> [Work instructions]:
Quote all of the data exactly as given. Skip every picture it contains.

> [Collected data]:
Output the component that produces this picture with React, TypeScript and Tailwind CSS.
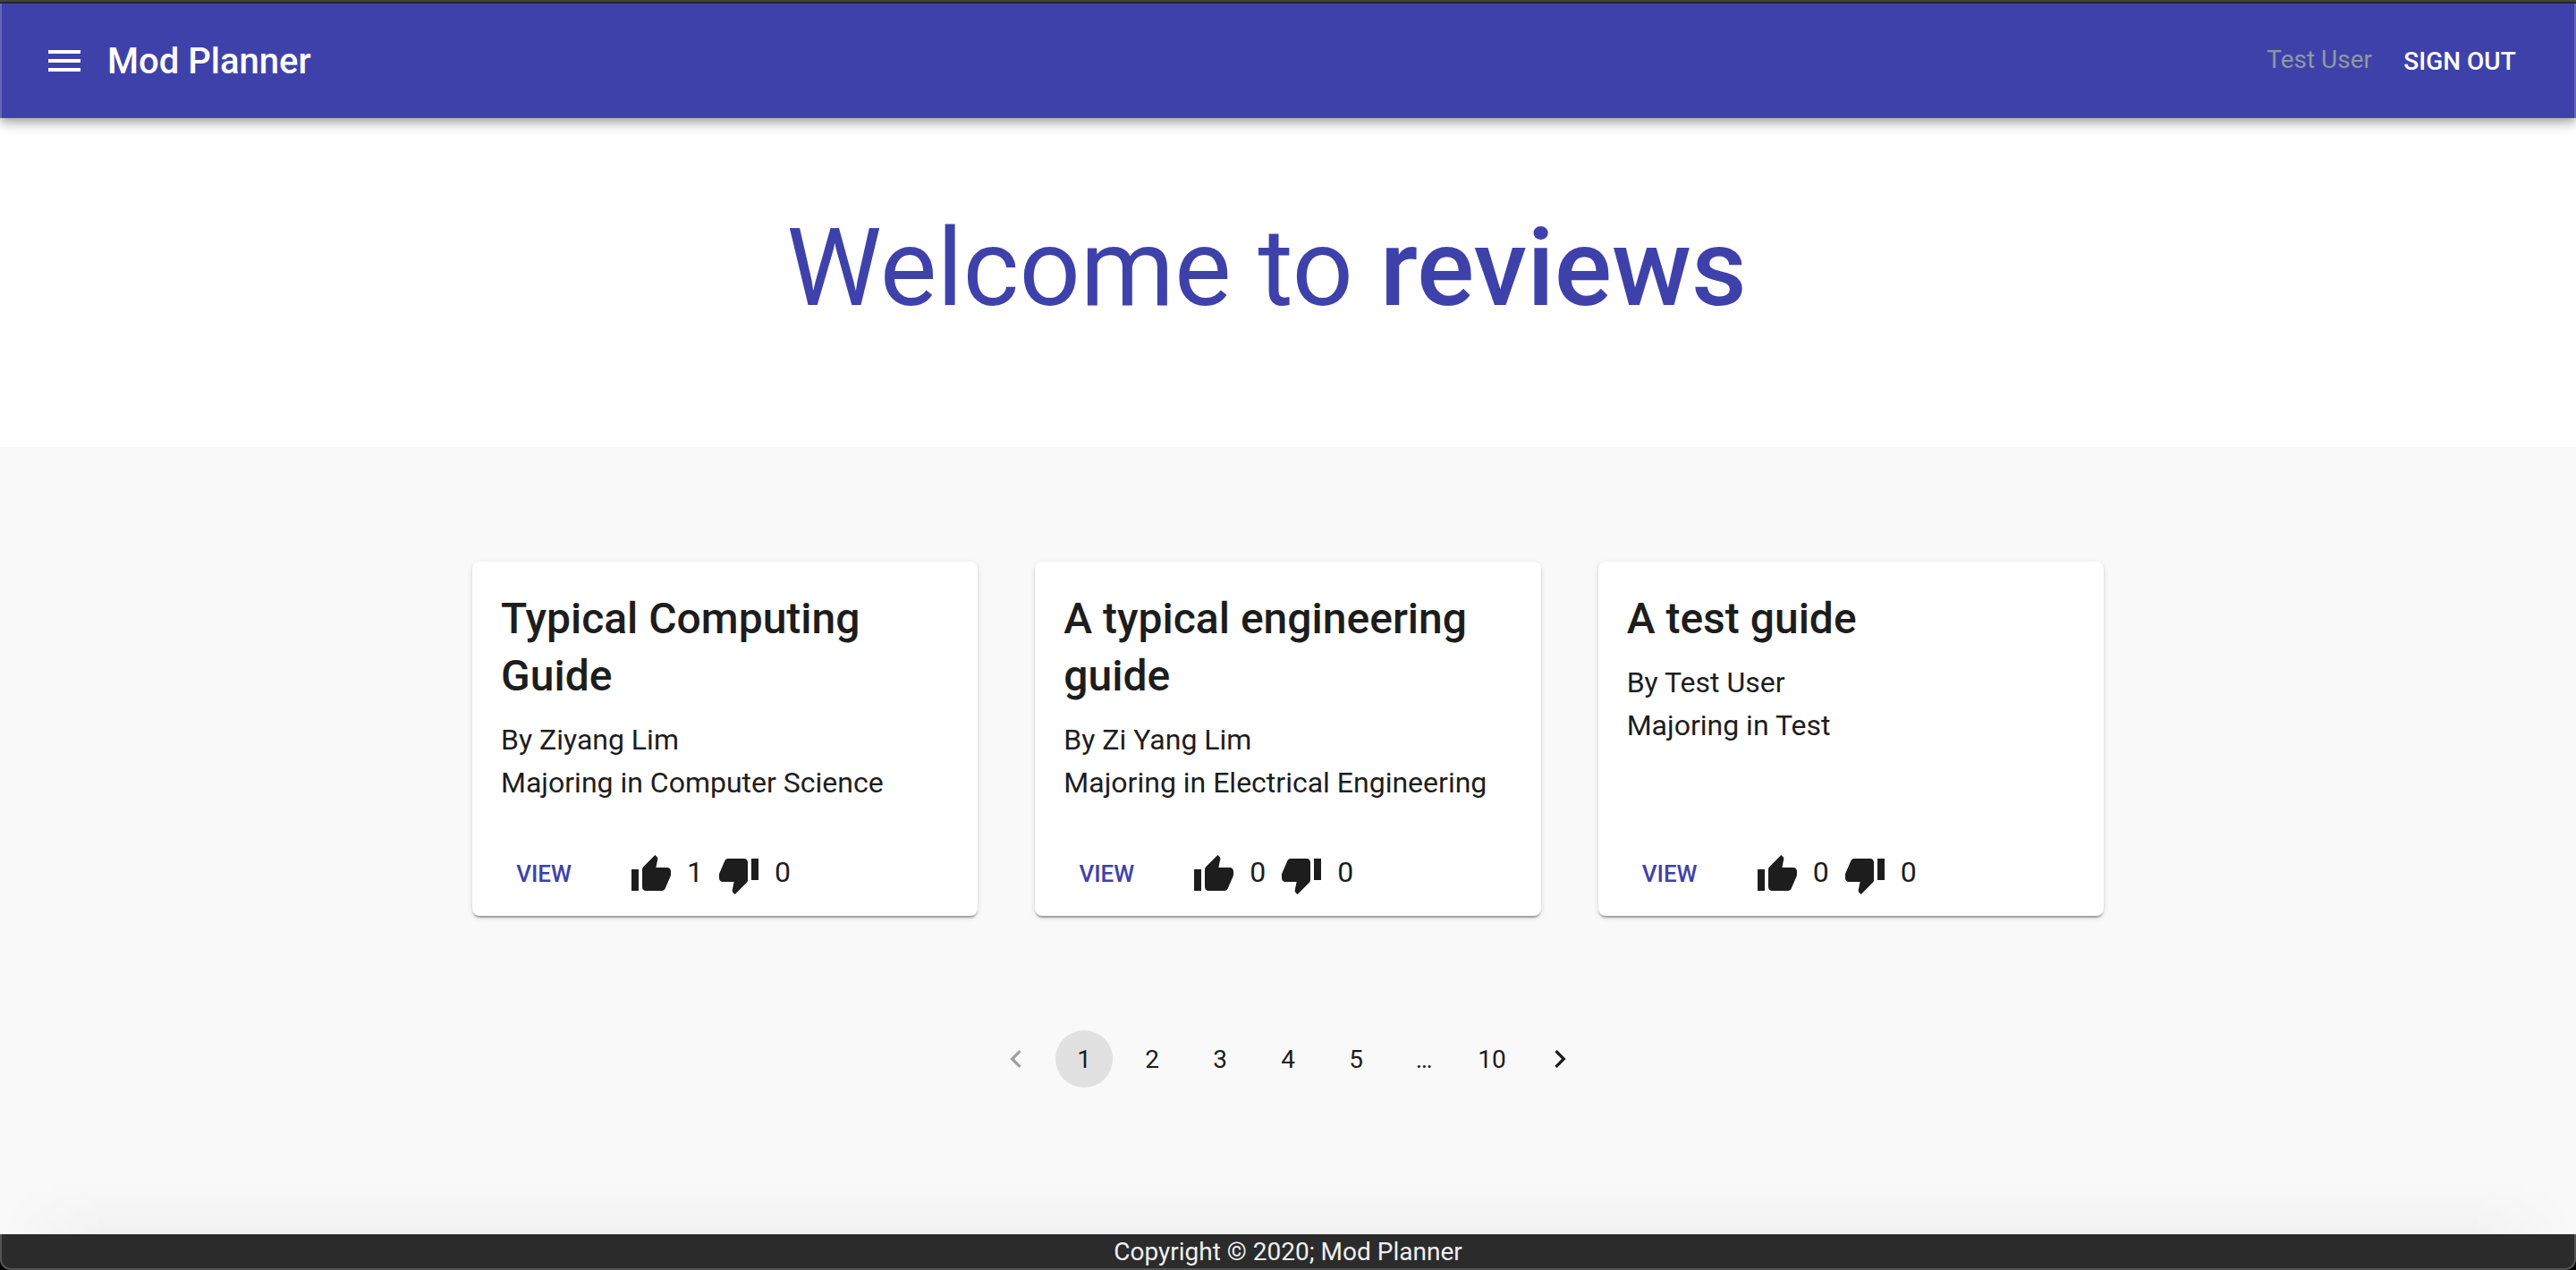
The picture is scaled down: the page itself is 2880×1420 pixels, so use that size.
import {
  MdMenu,
  MdNavigateBefore,
  MdNavigateNext,
  MdThumbDown,
  MdThumbUp,
} from "react-icons/md";

type Guide = {
  title: string;
  author: string;
  major: string;
  likes: number;
  dislikes: number;
};

const guides: Guide[] = [
  { title: "Typical Computing Guide", author: "Ziyang Lim", major: "Computer Science", likes: 1, dislikes: 0 },
  { title: "A typical engineering guide", author: "Zi Yang Lim", major: "Electrical Engineering", likes: 0, dislikes: 0 },
  { title: "A test guide", author: "Test User", major: "Test", likes: 0, dislikes: 0 },
];

const pages = ["1", "2", "3", "4", "5", "…", "10"];

function TopBar() {
  return (
    <header className="relative flex h-32 items-center border-x-2 border-white/20 bg-[#3f41ab] px-[46px] text-white shadow-[0_4px_8px_-2px_rgba(0,0,0,0.2),0_8px_10px_rgba(0,0,0,0.14),0_2px_20px_rgba(0,0,0,0.12)]">
      <button type="button" aria-label="Open menu">
        <MdMenu className="size-12" />
      </button>
      <span className="ml-6 grow pt-0.5 text-[40px] leading-16 font-medium">Mod Planner</span>
      <span className="pb-0.5 text-[28px] leading-10 text-[#8c9a9f]">Test User</span>
      <button type="button" className="ml-4 min-w-[164px] pt-0.5 text-[28px] leading-12 font-medium uppercase">
        Sign out
      </button>
    </header>
  );
}

function GuideCard({ guide }: { guide: Guide }) {
  return (
    <article className="flex flex-col rounded-lg bg-white shadow-[0_4px_2px_-2px_rgba(0,0,0,0.2),0_2px_2px_rgba(0,0,0,0.14),0_2px_6px_rgba(0,0,0,0.12)]">
      <div className="grow px-8 pt-8 pb-[33px]">
        <h2 className="mb-[15px] text-5xl leading-16 font-medium">{guide.title}</h2>
        <p className="text-[32px] leading-12">By {guide.author}</p>
        <p className="text-[32px] leading-12">Majoring in {guide.major}</p>
      </div>
      <div className="flex items-center gap-4 p-4">
        <button type="button" className="mr-4 h-15 w-32 pb-0.5 text-[26px] font-medium text-[#3f41ab] uppercase">
          View
        </button>
        <button type="button" aria-label="Like">
          <MdThumbUp className="size-12" />
        </button>
        <span className="pb-1.5 text-[32px] leading-12">{guide.likes}</span>
        <button type="button" aria-label="Dislike">
          <MdThumbDown className="size-12" />
        </button>
        <span className="pb-1.5 text-[32px] leading-12">{guide.dislikes}</span>
      </div>
    </article>
  );
}

function Pagination() {
  return (
    <nav aria-label="Pagination" className="mt-32 flex justify-center gap-3 text-[28px] leading-10">
      <button type="button" aria-label="Previous page" disabled className="grid size-16 place-items-center opacity-40">
        <MdNavigateBefore className="size-10" />
      </button>
      {pages.map((page) =>
        page === "…" ? (
          <span key={page} className="grid size-16 place-items-center pt-0.5">
            {page}
          </span>
        ) : (
          <button
            key={page}
            type="button"
            aria-current={page === "1" ? "page" : undefined}
            className="grid size-16 place-items-center rounded-full pt-0.5 aria-[current=page]:bg-[#e1e1e1]"
          >
            {page}
          </button>
        ),
      )}
      <button type="button" aria-label="Next page" className="grid size-16 place-items-center">
        <MdNavigateNext className="size-10" />
      </button>
    </nav>
  );
}

export default function App() {
  return (
    <div className="flex min-h-screen flex-col bg-[#f9f9f9] font-[Roboto,sans-serif] text-[#1d1d1d]">
      <div className="h-1 border-t-2 border-[#444444] bg-[#2b2b2b]" />
      <TopBar />
      <section className="bg-white px-12 pt-24 pb-32 text-center text-[#3f41ab]">
        <h1 className="pr-12 text-[120px] leading-36">
          Welcome to <b className="font-medium">reviews</b>
        </h1>
      </section>
      <main className="mx-auto w-full max-w-[1920px] grow px-12 pt-32 pb-26">
        <div className="grid grid-cols-3 gap-16">
          {guides.map((guide) => (
            <GuideCard key={guide.title} guide={guide} />
          ))}
        </div>
        <Pagination />
      </main>
      <div className="h-15 bg-linear-to-t from-black/3 to-transparent [mask-image:linear-gradient(to_right,transparent,black_120px,black_calc(100%-120px),transparent)]" />
      <div className="bg-black">
        <footer className="rounded-b-xl border-x-2 border-b-2 border-[#555555] bg-[#2b2b2b] pt-0.5 text-center text-[28px] leading-9 text-[#f0f0f0]">
          Copyright © 2020; Mod Planner
        </footer>
      </div>
    </div>
  );
}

> [Response to the exercise]:
Output the component that produces this picture with React, TypeScript and Tailwind CSS.
The picture is scaled down: the page itself is 2880×1420 pixels, so use that size.
import {
  MdMenu,
  MdNavigateBefore,
  MdNavigateNext,
  MdThumbDown,
  MdThumbUp,
} from "react-icons/md";

type Guide = {
  title: string;
  author: string;
  major: string;
  likes: number;
  dislikes: number;
};

const guides: Guide[] = [
  { title: "Typical Computing Guide", author: "Ziyang Lim", major: "Computer Science", likes: 1, dislikes: 0 },
  { title: "A typical engineering guide", author: "Zi Yang Lim", major: "Electrical Engineering", likes: 0, dislikes: 0 },
  { title: "A test guide", author: "Test User", major: "Test", likes: 0, dislikes: 0 },
];

const pages = ["1", "2", "3", "4", "5", "…", "10"];

function TopBar() {
  return (
    <header className="relative flex h-32 items-center border-x-2 border-white/20 bg-[#3f41ab] px-[46px] text-white shadow-[0_4px_8px_-2px_rgba(0,0,0,0.2),0_8px_10px_rgba(0,0,0,0.14),0_2px_20px_rgba(0,0,0,0.12)]">
      <button type="button" aria-label="Open menu">
        <MdMenu className="size-12" />
      </button>
      <span className="ml-6 grow pt-0.5 text-[40px] leading-16 font-medium">Mod Planner</span>
      <span className="pb-0.5 text-[28px] leading-10 text-[#8c9a9f]">Test User</span>
      <button type="button" className="ml-4 min-w-[164px] pt-0.5 text-[28px] leading-12 font-medium uppercase">
        Sign out
      </button>
    </header>
  );
}

function GuideCard({ guide }: { guide: Guide }) {
  return (
    <article className="flex flex-col rounded-lg bg-white shadow-[0_4px_2px_-2px_rgba(0,0,0,0.2),0_2px_2px_rgba(0,0,0,0.14),0_2px_6px_rgba(0,0,0,0.12)]">
      <div className="grow px-8 pt-8 pb-[33px]">
        <h2 className="mb-[15px] text-5xl leading-16 font-medium">{guide.title}</h2>
        <p className="text-[32px] leading-12">By {guide.author}</p>
        <p className="text-[32px] leading-12">Majoring in {guide.major}</p>
      </div>
      <div className="flex items-center gap-4 p-4">
        <button type="button" className="mr-4 h-15 w-32 pb-0.5 text-[26px] font-medium text-[#3f41ab] uppercase">
          View
        </button>
        <button type="button" aria-label="Like">
          <MdThumbUp className="size-12" />
        </button>
        <span className="pb-1.5 text-[32px] leading-12">{guide.likes}</span>
        <button type="button" aria-label="Dislike">
          <MdThumbDown className="size-12" />
        </button>
        <span className="pb-1.5 text-[32px] leading-12">{guide.dislikes}</span>
      </div>
    </article>
  );
}

function Pagination() {
  return (
    <nav aria-label="Pagination" className="mt-32 flex justify-center gap-3 text-[28px] leading-10">
      <button type="button" aria-label="Previous page" disabled className="grid size-16 place-items-center opacity-40">
        <MdNavigateBefore className="size-10" />
      </button>
      {pages.map((page) =>
        page === "…" ? (
          <span key={page} className="grid size-16 place-items-center pt-0.5">
            {page}
          </span>
        ) : (
          <button
            key={page}
            type="button"
            aria-current={page === "1" ? "page" : undefined}
            className="grid size-16 place-items-center rounded-full pt-0.5 aria-[current=page]:bg-[#e1e1e1]"
          >
            {page}
          </button>
        ),
      )}
      <button type="button" aria-label="Next page" className="grid size-16 place-items-center">
        <MdNavigateNext className="size-10" />
      </button>
    </nav>
  );
}

export default function App() {
  return (
    <div className="flex min-h-screen flex-col bg-[#f9f9f9] font-[Roboto,sans-serif] text-[#1d1d1d]">
      <div className="h-1 border-t-2 border-[#444444] bg-[#2b2b2b]" />
      <TopBar />
      <section className="bg-white px-12 pt-24 pb-32 text-center text-[#3f41ab]">
        <h1 className="pr-12 text-[120px] leading-36">
          Welcome to <b className="font-medium">reviews</b>
        </h1>
      </section>
      <main className="mx-auto w-full max-w-[1920px] grow px-12 pt-32 pb-26">
        <div className="grid grid-cols-3 gap-16">
          {guides.map((guide) => (
            <GuideCard key={guide.title} guide={guide} />
          ))}
        </div>
        <Pagination />
      </main>
      <div className="h-15 bg-linear-to-t from-black/3 to-transparent [mask-image:linear-gradient(to_right,transparent,black_120px,black_calc(100%-120px),transparent)]" />
      <div className="bg-black">
        <footer className="rounded-b-xl border-x-2 border-b-2 border-[#555555] bg-[#2b2b2b] pt-0.5 text-center text-[28px] leading-9 text-[#f0f0f0]">
          Copyright © 2020; Mod Planner
        </footer>
      </div>
    </div>
  );
}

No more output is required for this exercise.